Thursday, June 23, 2011


Here is another update. See charts ATTACHED

Next week is the long awaited time frame where I believe we will see a SUBTLE change in trend in a few markets. As it looks now these changes in trend will be realized in HINDSIGHT. It looks like the interest rate market (bonds) could be the market to watch for a significant change in trend. It will not happen immediately but in hindsight we may look at this period as the time frame where interest rates bottomed. 

Many may have not realized but bonds have again out performed the broader market based on where the market is today. In Canada the TSX Composite is down over 3% and the U.S. markets is about 1% higher for the year. On the other hand a well diversified portfolio bonds is up over 3% year to date. THis may change going forward. Right now the short term bond market is pricing in another recession within the next 12 months as it did in 2007. The question, is this time different because of the government intervention in the bond market to keep interest rates low or are we headed for another downturn.

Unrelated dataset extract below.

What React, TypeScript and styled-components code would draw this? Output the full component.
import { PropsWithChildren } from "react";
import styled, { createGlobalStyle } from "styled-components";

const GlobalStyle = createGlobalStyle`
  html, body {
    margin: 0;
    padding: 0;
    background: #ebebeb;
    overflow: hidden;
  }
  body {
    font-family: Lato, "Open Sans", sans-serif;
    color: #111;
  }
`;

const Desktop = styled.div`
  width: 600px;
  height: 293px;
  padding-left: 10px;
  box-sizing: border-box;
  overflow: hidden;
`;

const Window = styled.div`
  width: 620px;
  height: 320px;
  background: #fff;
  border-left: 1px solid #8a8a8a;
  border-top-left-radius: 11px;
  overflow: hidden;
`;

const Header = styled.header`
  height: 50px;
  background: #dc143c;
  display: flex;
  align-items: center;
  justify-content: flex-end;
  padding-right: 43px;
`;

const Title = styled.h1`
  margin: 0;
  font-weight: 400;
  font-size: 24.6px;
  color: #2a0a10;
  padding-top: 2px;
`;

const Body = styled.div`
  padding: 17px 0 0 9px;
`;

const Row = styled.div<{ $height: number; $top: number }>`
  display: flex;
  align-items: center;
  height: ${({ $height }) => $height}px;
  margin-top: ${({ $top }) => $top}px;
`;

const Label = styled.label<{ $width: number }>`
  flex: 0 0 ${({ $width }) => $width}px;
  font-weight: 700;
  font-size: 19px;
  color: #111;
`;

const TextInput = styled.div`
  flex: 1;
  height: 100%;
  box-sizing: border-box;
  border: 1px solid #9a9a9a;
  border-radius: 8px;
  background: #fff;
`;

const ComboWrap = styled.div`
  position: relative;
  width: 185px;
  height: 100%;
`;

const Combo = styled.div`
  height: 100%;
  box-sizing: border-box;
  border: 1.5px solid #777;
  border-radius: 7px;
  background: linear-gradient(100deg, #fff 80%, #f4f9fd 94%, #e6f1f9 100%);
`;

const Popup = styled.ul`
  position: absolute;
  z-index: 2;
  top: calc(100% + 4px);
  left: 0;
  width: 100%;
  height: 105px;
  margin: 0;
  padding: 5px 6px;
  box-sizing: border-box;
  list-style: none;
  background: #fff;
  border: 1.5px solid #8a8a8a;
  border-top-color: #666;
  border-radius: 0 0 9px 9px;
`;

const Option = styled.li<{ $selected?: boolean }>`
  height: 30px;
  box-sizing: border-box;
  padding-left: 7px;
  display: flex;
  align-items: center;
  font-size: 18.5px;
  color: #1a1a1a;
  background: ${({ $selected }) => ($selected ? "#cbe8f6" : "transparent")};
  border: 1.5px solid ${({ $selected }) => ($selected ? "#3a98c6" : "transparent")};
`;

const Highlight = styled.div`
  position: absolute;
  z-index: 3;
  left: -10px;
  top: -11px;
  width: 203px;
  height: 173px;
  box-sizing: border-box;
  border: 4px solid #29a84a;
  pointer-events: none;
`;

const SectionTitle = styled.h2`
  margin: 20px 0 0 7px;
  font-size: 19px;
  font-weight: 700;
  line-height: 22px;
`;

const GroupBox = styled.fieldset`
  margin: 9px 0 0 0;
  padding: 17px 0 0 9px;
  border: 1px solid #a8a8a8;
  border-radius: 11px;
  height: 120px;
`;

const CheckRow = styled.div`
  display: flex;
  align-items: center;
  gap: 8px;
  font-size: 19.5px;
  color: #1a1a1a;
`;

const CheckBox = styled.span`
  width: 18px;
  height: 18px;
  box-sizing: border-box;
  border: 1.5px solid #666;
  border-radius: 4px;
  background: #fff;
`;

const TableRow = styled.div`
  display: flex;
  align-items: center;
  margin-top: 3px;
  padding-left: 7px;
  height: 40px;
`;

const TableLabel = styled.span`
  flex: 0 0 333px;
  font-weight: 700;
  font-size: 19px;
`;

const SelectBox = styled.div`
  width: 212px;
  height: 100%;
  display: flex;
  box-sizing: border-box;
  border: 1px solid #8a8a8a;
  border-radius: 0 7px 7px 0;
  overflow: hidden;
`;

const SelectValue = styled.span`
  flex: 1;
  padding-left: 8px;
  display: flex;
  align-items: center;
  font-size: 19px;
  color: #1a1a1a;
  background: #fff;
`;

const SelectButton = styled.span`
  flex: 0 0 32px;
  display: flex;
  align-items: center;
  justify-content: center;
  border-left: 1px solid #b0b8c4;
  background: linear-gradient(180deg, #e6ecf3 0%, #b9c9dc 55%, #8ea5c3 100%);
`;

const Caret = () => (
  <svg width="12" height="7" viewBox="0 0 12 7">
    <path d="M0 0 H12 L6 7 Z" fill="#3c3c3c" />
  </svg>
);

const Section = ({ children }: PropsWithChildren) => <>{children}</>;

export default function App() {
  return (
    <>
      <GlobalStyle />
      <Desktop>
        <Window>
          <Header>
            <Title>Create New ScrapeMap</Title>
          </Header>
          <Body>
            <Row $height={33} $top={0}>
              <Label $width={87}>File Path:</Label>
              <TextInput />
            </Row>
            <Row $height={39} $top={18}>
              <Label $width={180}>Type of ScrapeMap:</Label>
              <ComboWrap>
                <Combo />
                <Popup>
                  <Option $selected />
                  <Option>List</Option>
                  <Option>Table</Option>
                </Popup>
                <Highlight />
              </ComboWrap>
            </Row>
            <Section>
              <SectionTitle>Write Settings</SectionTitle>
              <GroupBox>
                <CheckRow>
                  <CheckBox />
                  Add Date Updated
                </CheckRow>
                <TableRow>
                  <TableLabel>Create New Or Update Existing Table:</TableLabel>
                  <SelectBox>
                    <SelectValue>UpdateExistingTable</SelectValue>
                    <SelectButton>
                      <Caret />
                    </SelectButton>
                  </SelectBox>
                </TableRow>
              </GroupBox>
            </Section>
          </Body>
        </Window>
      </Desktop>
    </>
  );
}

This why I am big believer in a DYNAMIC Asset Allocation in this environment versus STATIC ASSET ALLOCATION, which has failed over the last 15 years. The Dynamic approach is the only way anyone will get expected returns for the remainder of this decade. However that may change in the next decade where a buy hold approach will be appropriate (this big picture thinking). The understanding of TIME and HISTORY is so important when developing an investment strategy over the short to long term. 

As many know the issues of 2008 financial crises have not been fixed and a lot of the financial issues have just been moved to the government balance sheets. The government (European Union and USA) need low interest rates because the astronomical amount of debt they are holding now. I won't get into the numbers but when you break them down they are staggering. If interest rates rise there servicing cost of the debt can effect ability to continue to stimulate the economy. Therefore it will be up to the private sector to carry us along instead of the helping hand of the government. 

The good news is that the large multi national companies have hoards of cash and if we continue to selloff they could be good entry points. Because large corporations are in much better shape to withstand another slow down, the stock indexes may hold up better than they would usually do in a recession. Remember the stock market is not the economy and in prior periods the stock market could trade contra to the economic fundamentals for some period of time. In the end it looks like we will be just muddling through this deleveraging environment but the big picture is that it will create opportunity but patients is the key to take advantage of the opportunities at the right TIME. TIME is always the most important element to investing and money always flows to where it feels most confident over the long term.